(Ottawa) Le gouvernement fédéral pourrait réduire les taux de pauvreté de près de moitié en un an s’il mettait en place un « revenu de base garanti » semblable à celui qui a déjà été étudié en Ontario, estime le directeur parlementaire du budget (DPB).

L’efficacité d’un tel programme ne serait pas la même d’une province à l’autre, prévient le bureau d’Yves Giroux : la baisse du taux de pauvreté pourrait ainsi atteindre 61,9 % au Manitoba, mais 13,5 % à Terre-Neuve-et-Labrador. Le taux de pauvreté baisserait de 60,4 % au Québec, de 49,2 % en Ontario et de 32,6 % au Nouveau-Brunswick, selon les estimations du DPB.

Essentiellement, le revenu de base garanti consiste à verser un montant minimal à tous les citoyens, sans condition, afin de s’assurer que chacun dispose d’un revenu minimal. Il y a quatre ans, l’Ontario avait amorcé un projet pilote, qui versait l’équivalent de 75 % du revenu établi comme « mesure de faible revenu », puis en retranchant ensuite 50 cents pour chaque dollar gagné en salaire par le bénéficiaire. Ce projet pilote, que les fonctionnaires fédéraux surveillaient de près, a toutefois pris fin prématurément, lorsque les libéraux ont été remplacés par les conservateurs en Ontario.

D’après l’analyse publiée mercredi par le DPB, le coût total d’un programme fédéral de revenu de base garanti s’élèverait à 85 milliards s’il était implanté cette année. Les coûts grimperaient ensuite jusqu’à 93 milliards d’ici 2026.

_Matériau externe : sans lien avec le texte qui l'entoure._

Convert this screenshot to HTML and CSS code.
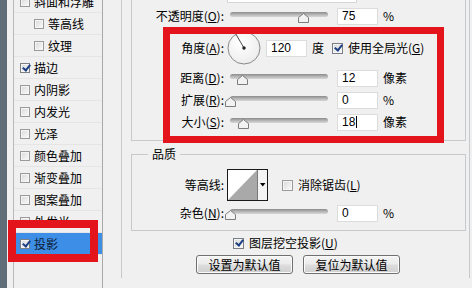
FILE: index.html
```html
<!DOCTYPE html>
<html>
<head>
<meta charset="utf-8">
<link rel="stylesheet" href="styles.css">
</head>
<body>
<div class="dialog">
  <div class="edge"></div>
  <div class="list">
    <div class="items">
      <div class="item"><span class="cb"></span><span class="itxt">斜面和浮雕</span></div>
      <div class="item sub"><span class="cb"></span><span class="itxt">等高线</span></div>
      <div class="item sub"><span class="cb"></span><span class="itxt">纹理</span></div>
      <div class="item"><span class="cb on"></span><span class="itxt">描边</span></div>
      <div class="item"><span class="cb"></span><span class="itxt">内阴影</span></div>
      <div class="item"><span class="cb"></span><span class="itxt">内发光</span></div>
      <div class="item"><span class="cb"></span><span class="itxt">光泽</span></div>
      <div class="item"><span class="cb"></span><span class="itxt">颜色叠加</span></div>
      <div class="item"><span class="cb"></span><span class="itxt">渐变叠加</span></div>
      <div class="item"><span class="cb"></span><span class="itxt">图案叠加</span></div>
      <div class="item"><span class="cb"></span><span class="itxt">外发光</span></div>
      <div class="item sel"><span class="cb on"></span><span class="itxt">投影</span></div>
    </div>
  </div>
  <div class="main">
    <div class="outer">
      <div class="group struct">
        <div class="blend"><div class="dropdown"></div></div>
        <div class="row r-opacity">
          <span class="lbl">不透明度(<u>O</u>):</span>
          <div class="slider"><div class="track"></div><svg class="thumb" style="left:68px" width="11" height="10" viewBox="0 0 11 10"><path d="M5.5 0.5 L10.5 4.5 V9.5 H0.5 V4.5 Z" fill="#f2f2f2" stroke="#7c7c7c"/></svg></div>
          <div class="input">75</div><span class="unit">%</span>
        </div>
        <div class="row r-angle">
          <span class="lbl">角度(<u>A</u>):</span>
          <svg class="dial" width="34" height="34" viewBox="0 0 34 34"><defs><radialGradient id="dg" cx="0.4" cy="0.35" r="0.7"><stop offset="0" stop-color="#ffffff"/><stop offset="1" stop-color="#ececec"/></radialGradient></defs><circle cx="17" cy="17" r="16" fill="url(#dg)" stroke="#8a8a8a"/><line x1="17" y1="17" x2="9" y2="3.3" stroke="#4a4a4a" stroke-width="1"/><circle cx="17" cy="17" r="1.7" fill="#222"/></svg>
          <div class="input in-angle">120</div><span class="unit">度</span>
          <span class="cb on gl"></span><span class="cbtxt">使用全局光(<u>G</u>)</span>
        </div>
        <div class="row r-dist">
          <span class="lbl">距离(<u>D</u>):</span>
          <div class="slider"><div class="track"></div><svg class="thumb" style="left:7px" width="11" height="10" viewBox="0 0 11 10"><path d="M5.5 0.5 L10.5 4.5 V9.5 H0.5 V4.5 Z" fill="#f2f2f2" stroke="#7c7c7c"/></svg></div>
          <div class="input">12</div><span class="unit">像素</span>
        </div>
        <div class="row r-spread">
          <span class="lbl">扩展(<u>R</u>):</span>
          <div class="slider"><div class="track"></div><svg class="thumb" style="left:-5px" width="11" height="10" viewBox="0 0 11 10"><path d="M5.5 0.5 L10.5 4.5 V9.5 H0.5 V4.5 Z" fill="#f2f2f2" stroke="#7c7c7c"/></svg></div>
          <div class="input">0</div><span class="unit">%</span>
        </div>
        <div class="row r-size">
          <span class="lbl">大小(<u>S</u>):</span>
          <div class="slider"><div class="track"></div><svg class="thumb" style="left:8px" width="11" height="10" viewBox="0 0 11 10"><path d="M5.5 0.5 L10.5 4.5 V9.5 H0.5 V4.5 Z" fill="#f2f2f2" stroke="#7c7c7c"/></svg></div>
          <div class="input">18<span class="caret"></span></div><span class="unit">像素</span>
        </div>
      </div>

      <div class="group quality">
        <div class="legend">品质</div>
        <div class="row r-contour">
          <span class="lbl">等高线:</span>
          <svg class="contour" width="41" height="32" viewBox="0 0 41 32"><rect x="0.5" y="0.5" width="40" height="31" fill="#f4f4f4" stroke="#1a1a1a"/><rect x="1" y="1" width="29" height="30" fill="#ffffff"/><polygon points="1,31 30,1 30,31" fill="#a9a9a9"/><line x1="30.5" y1="1" x2="30.5" y2="31" stroke="#7a7a7a"/><polygon points="33,14 38.5,14 35.75,17.5" fill="#000"/></svg>
          <span class="cb aa"></span><span class="cbtxt">消除锯齿(<u>L</u>)</span>
        </div>
        <div class="row r-noise">
          <span class="lbl">杂色(<u>N</u>):</span>
          <div class="slider"><div class="track"></div><svg class="thumb" style="left:-5px" width="11" height="10" viewBox="0 0 11 10"><path d="M5.5 0.5 L10.5 4.5 V9.5 H0.5 V4.5 Z" fill="#f2f2f2" stroke="#7c7c7c"/></svg></div>
          <div class="input">0</div><span class="unit">%</span>
        </div>
      </div>

      <div class="row r-knock">
        <span class="cb on"></span><span class="cbtxt">图层挖空投影(<u>U</u>)</span>
      </div>
      <div class="btns">
        <div class="btn">设置为默认值</div>
        <div class="btn">复位为默认值</div>
      </div>
    </div>
  </div>

  <div class="mark mark-a"></div>
  <div class="mark mark-b"></div>
</div>
</body>
</html>
```

FILE: styles.css
```css
* { box-sizing: border-box; }
html, body { margin: 0; padding: 0; }
body {
  background: #f0f0f0;
  font-family: "Noto Sans CJK SC", "Noto Sans", sans-serif;
  font-size: 12px;
  line-height: 16px;
  color: #000;
}
u { text-decoration: underline; text-underline-offset: 1px; }

.dialog {
  position: relative;
  width: 472px;
  height: 288px;
  overflow: hidden;
  display: flex;
  background: #f0f0f0;
}
.edge { width: 7px; flex: none; background: #5f6d79; }

/* style list */
.list {
  flex: none;
  width: 90px;
  margin-left: 6px;
  border-left: 1px solid #b9b9b9;
  border-right: 1px solid #a9a9a9;
  background: #f0f0f0;
  overflow: hidden;
}
.items { margin-top: -9px; }
.item {
  height: 22px;
  display: flex;
  align-items: center;
  padding-left: 6px;
  border-bottom: 1px solid #e5e5e5;
  white-space: nowrap;
}
.item.sub { padding-left: 20px; }
.item .cb { width: 10px; height: 10px; }
.itxt { margin-left: 4px; }
.item.sel { background: #3c8ee6; color: #0d1b33; }

/* checkbox */
.cb {
  position: relative;
  flex: none;
  display: inline-block;
  width: 11px;
  height: 11px;
  border: 1px solid #9a9a9a;
  background: linear-gradient(135deg, #d9d9d9, #fbfbfb);
  box-shadow: inset 0 0 0 1px #f5f5f5;
}
.cb.on { border-color: #7a7f86; }
.cb.on::after {
  content: "";
  position: absolute;
  left: 2.5px;
  top: -0.5px;
  width: 3px;
  height: 6px;
  border: solid #1d3f84;
  border-width: 0 2px 2px 0;
  transform: rotate(38deg);
}
.cbtxt { margin-left: 5px; white-space: nowrap; }

/* right side */
.main { flex: 1; padding-left: 18px; padding-right: 2px; }
.outer {
  height: 100%;
  border-left: 1px solid #c6cacd;
  border-right: 1px solid #c6cacd;
  padding-left: 9px;
  padding-right: 3px;
}
.group { border: 1px solid #c6cacd; }
.struct { margin-top: -10px; padding-bottom: 8px; }
.blend { height: 12px; }
.dropdown {
  margin-left: 95px;
  width: 130px;
  height: 12px;
  background: #fff;
  border: 1px solid #d6d6d6;
  border-top: none;
}

.row { display: flex; align-items: center; white-space: nowrap; }
.r-opacity { margin-top: 3px; height: 20px; }
.r-angle { margin-top: 5px; height: 34px; }
.r-dist { margin-top: 3px; height: 20px; }
.r-spread { margin-top: 2px; height: 20px; }
.r-size { margin-top: 2px; height: 20px; }

.lbl { flex: none; width: 92px; text-align: right; }

.slider { position: relative; flex: none; width: 98px; height: 20px; margin-left: 6px; }
.track {
  margin-top: 6px;
  height: 5px;
  border-radius: 3px;
  background: linear-gradient(#8b8b8b, #bdbdbd 60%, #d6d6d6);
}
.thumb { position: absolute; top: 7px; display: block; }

.input {
  flex: none;
  width: 41px;
  height: 17px;
  margin-left: 9px;
  background: #fff;
  border: 1px solid #dcdcdc;
  padding-left: 4px;
  font-family: "Liberation Sans", Arial, sans-serif;
  font-size: 12px;
  line-height: 15px;
  display: flex;
  align-items: center;
}
.caret { display: inline-block; width: 1px; height: 12px; background: #000; margin-left: 1px; }
.unit { margin-left: 5px; }

.dial { flex: none; margin-left: 3px; display: block; }
.in-angle { margin-left: 5px; }
.cb.gl { margin-left: 8px; }

/* quality */
.quality { margin-top: 13px; padding-bottom: 8px; }
.legend {
  display: table;
  margin: -9px 0 0 16px;
  padding: 0 4px;
  background: #f0f0f0;
  line-height: 16px;
}
.r-contour { margin-top: 7px; height: 32px; }
.contour { flex: none; margin-left: 3px; display: block; }
.cb.aa { margin-left: 14px; }
.r-noise { margin-top: 3px; height: 18px; }

.r-knock { margin-top: 4px; height: 16px; padding-left: 102px; }

.btns { margin-top: 4px; display: flex; gap: 10px; padding-left: 65px; }
.btn {
  width: 97px;
  height: 19px;
  border: 1px solid #707070;
  border-radius: 3px;
  background: linear-gradient(#f4f4f4 0%, #ebebeb 48%, #dddddd 52%, #cfcfcf 100%);
  box-shadow: inset 0 0 0 1px #fbfbfb;
  text-align: center;
  line-height: 17px;
  white-space: nowrap;
}

/* red annotation boxes */
.mark { position: absolute; border: 7px solid #e3141b; }
.mark-a { left: 163px; top: 27px; width: 281px; height: 116px; }
.mark-b { left: 8px; top: 220px; width: 90px; height: 42px; border-width: 8px; }
```
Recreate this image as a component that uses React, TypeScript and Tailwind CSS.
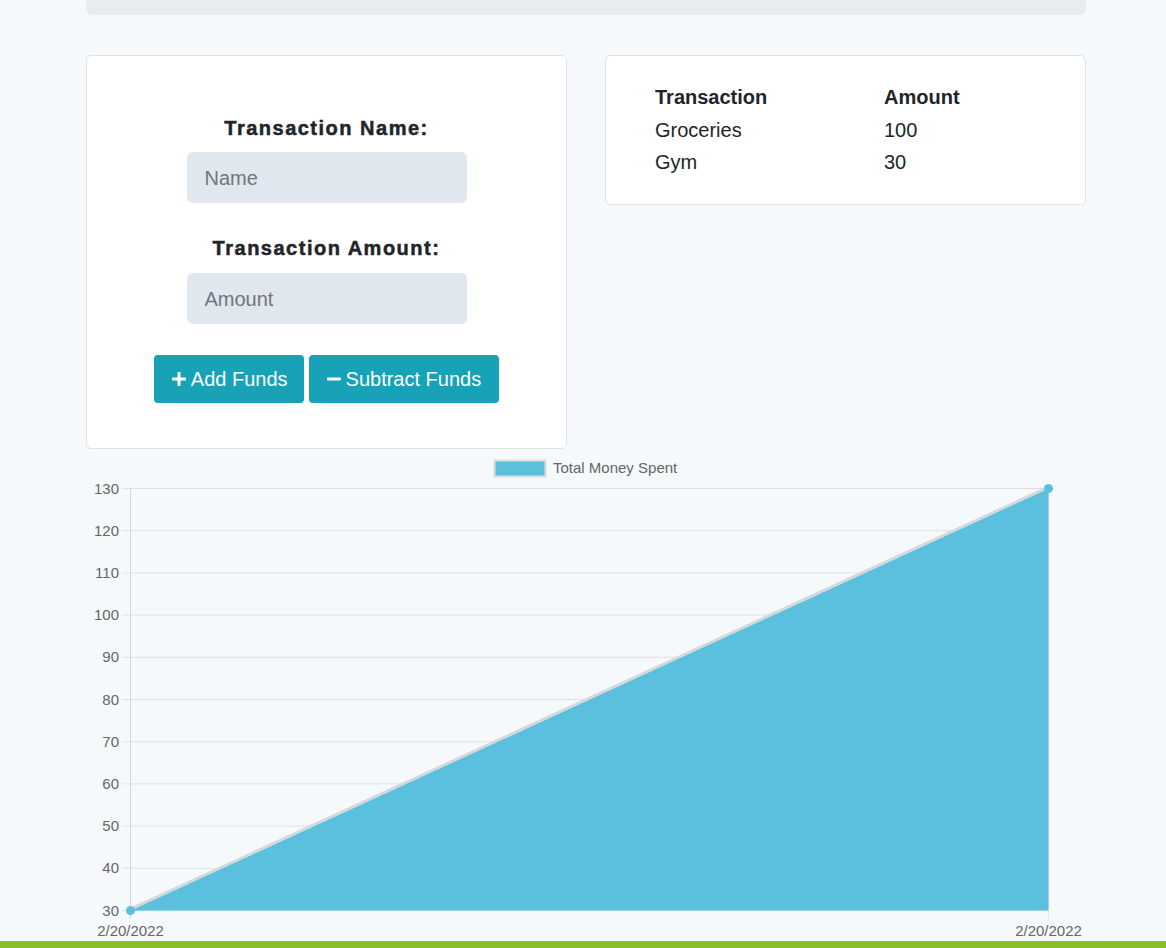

Le rapport du DPB met à jour des projections de l’été dernier sur le coût d’un programme de revenu de base et détaille l’effet d’entraînement financier sur les ménages et les travailleurs. Plusieurs parlementaires avaient en effet demandé au DPB de préparer une analyse d’un revenu de base garanti au moyen des paramètres établis en Ontario. Ce programme a connu un regain d’intérêt au cours de la pandémie, qui a coûté environ trois millions d’emplois au pays. Au moins 2,5 millions d’autres Canadiens ont connu une baisse de leurs heures travaillées — et de leurs revenus.

Des militants libéraux et néo-démocrates ont présenté des résolutions pour que les délégués à leur prochain congrès d’orientation adoptent le concept du revenu de base garanti dans le programme de leur parti respectif. Les militants néo-démocrates ne devraient pas déchirer leur chemise là-dessus, mais les libéraux sont plutôt divisés — le premier ministre Justin Trudeau ne serait pas très chaud à cette idée.

Moins de crédits d’impôt

En vertu d’un programme de revenu de base garanti comme celui que M. Giroux a évalué, Ottawa aurait versé environ 17 000 $ à une personne seule, ou 24 000 $ à un couple. Ce revenu de base garanti est ensuite réduit à mesure qu’une personne voit son revenu d’emploi augmenter, à raison de 0,50 $ pour chaque dollar gagné.

Dans la plupart des cas, estime M. Giroux, le revenu disponible augmenterait de 17,5 % pour les personnes en bas de l’échelle des revenus, soit un peu plus de 4500 $, tandis que celles qui se situent en haut de l’échelle des revenus verraient leurs revenus baisser légèrement. La raison de cette baisse réside dans une autre mise en garde de la modélisation : le gouvernement fédéral supprimerait les crédits d’impôt remboursables et non remboursables destinés à lutter contre la pauvreté.

Dans l’ensemble, le rapport de M. Giroux estime que plus de 6,4 millions de personnes verraient leur revenu disponible augmenter grâce à ce programme, en moyenne de 49,6 %, tandis que 16,8 millions de plus verraient leur revenu net baisser de 5,4 %.

Le rapport de M. Giroux a également estimé que l’interaction entre les taux marginaux d’imposition, l’élimination des crédits d’impôt et les gains dans le cadre du revenu de base inciterait certains travailleurs à repenser le fait d’accepter des heures de travail supplémentaires, si cela signifiait une perte de revenu en payant plus d’impôts et en recevant moins de prestations.

Le DPB a estimé que dans l’ensemble, les employés réduiraient leurs heures de travail de 1,3 % à l’échelle nationale, ce qui coûterait aux coffres fédéraux entre 3,0 et 3,3 milliards par an, sur une période de cinq ans, en raison de la perte de recettes fiscales.